Disrupting: Despite rapidly falling costs and increasing installed capacity for charcoal alternatives such as solar PV in Sub-Saharan Africa, government policies are critical to promote these alternatives to their full potential. At a minimum, governments looking to raise revenues through import taxes should avoid taxing imports of materials and parts needed for solar or LPG, which would undercut the price advantage of these energy systems over charcoal. More proactively, governments can help by disseminating information and security to buyers of alternative energy systems. This can include testing equipment to make sure it meets standards (such as the Energy Star efficiency certification program in the United States) and awareness campaigns to inform buyers what to look for in systems and how to use them. To help users avoid upfront costs for charcoal alternatives, governments can also support development of mobile money financing schemes, or at a minimum, explicitly make them legal.

Charcoal_Delivery,

Charcoal Delivery in Uganda. Photo by Rod Waddington, Wikimedia.

Identification and mapping of charcoal users will facilitate adoption of alternatives to power clean cookstoves either via grid or off-grid electricity access.
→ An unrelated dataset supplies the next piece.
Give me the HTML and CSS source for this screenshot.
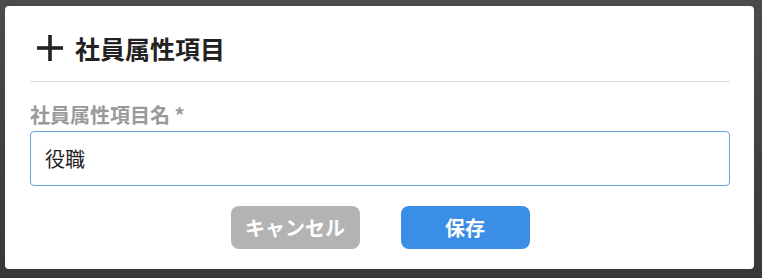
FILE: index.html
```html
<!DOCTYPE html>
<html lang="ja">
<head>
  <meta charset="UTF-8" />
  <meta name="viewport" content="width=device-width, initial-scale=1" />
  <title>社員属性項目</title>
  <link rel="stylesheet" href="styles.css">
</head>
<body>
  <div class="overlay">
    <div class="modal">
      <div class="modal-header">
        <svg class="icon-add" width="26" height="26" viewBox="0 0 26 26" aria-hidden="true">
          <rect x="11.2" y="0" width="3.6" height="26" fill="#222" />
          <rect x="0" y="11.2" width="26" height="3.6" fill="#222" />
        </svg>
        <h1 class="modal-title">社員属性項目</h1>
      </div>

      <div class="form-group">
        <label class="form-label" for="attrName">社員属性項目名 *</label>
        <input class="form-input" id="attrName" type="text" value="役職" />
      </div>

      <div class="modal-actions">
        <button class="btn btn-cancel" type="button">キャンセル</button>
        <button class="btn btn-save" type="button">保存</button>
      </div>
    </div>
  </div>
</body>
</html>
```

FILE: styles.css
```css
body {
  margin: 0;
  padding: 0;
  font-family: 'Noto Sans CJK JP', 'Noto Sans', sans-serif;
  background: linear-gradient(#4b4b4b, #383838);
  height: 278px;
  overflow: hidden;
}

.overlay {
  padding: 6px 8px 9px 5px;
}

.modal {
  width: 749px;
  height: 263px;
  box-sizing: border-box;
  background-color: #fff;
  border-radius: 4px;
  padding: 24px 24px 20px 25px;
}

.modal-header {
  display: flex;
  align-items: center;
  gap: 12px;
  height: 36px;
  padding: 0 0 15px 7px;
  border-bottom: 1px solid #d9d9d9;
}

.icon-add {
  flex: none;
}

.modal-title {
  margin: 0;
  font-size: 25px;
  line-height: 36px;
  font-weight: bold;
  color: #222;
}

.form-group {
  margin-top: 19px;
}

.form-label {
  display: block;
  font-size: 20px;
  line-height: 28px;
  font-weight: bold;
  color: #999;
  margin-bottom: 2px;
}

.form-input {
  display: block;
  width: 100%;
  height: 55px;
  box-sizing: border-box;
  padding: 0 14px;
  border: 1px solid #6ba6e4;
  border-radius: 4px;
  font-family: inherit;
  font-size: 20px;
  color: #222;
  outline: none;
}

.modal-actions {
  display: flex;
  justify-content: center;
  gap: 41px;
  margin-top: 20px;
}

.btn {
  width: 129px;
  height: 43px;
  border: none;
  border-radius: 8px;
  font-family: inherit;
  font-size: 20px;
  font-weight: bold;
  color: #fff;
  cursor: pointer;
}

.btn-cancel {
  background-color: #b3b3b3;
}

.btn-save {
  background-color: #3a8ee5;
}
```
Charcoal-use reduction awareness and behavior change communications focused in urban areas, food vendors, and catering facilities have been found successful in encouraging adoption of charcoal alternatives. Such programs need to assess potential economic and social barriers to large-scale market diffusion, such as payback times, technical complexity, and public awareness and trust in the technology. To avoid making charcoal alternatives seen as inferior, programs should target all classes for such energy systems and not just the poor.

Though the current charcoal business-as-usual outlook is not pretty for Sub-Saharan Africa, the continent possesses immense potential for adopting cleaner energy. With support from governments, civil society, and private sector entrepreneurs via the methods outlined above, adoption at scale of solar power and other charcoal alternatives can lead to millions of lives improved and thousands of cleaner and healthier communities.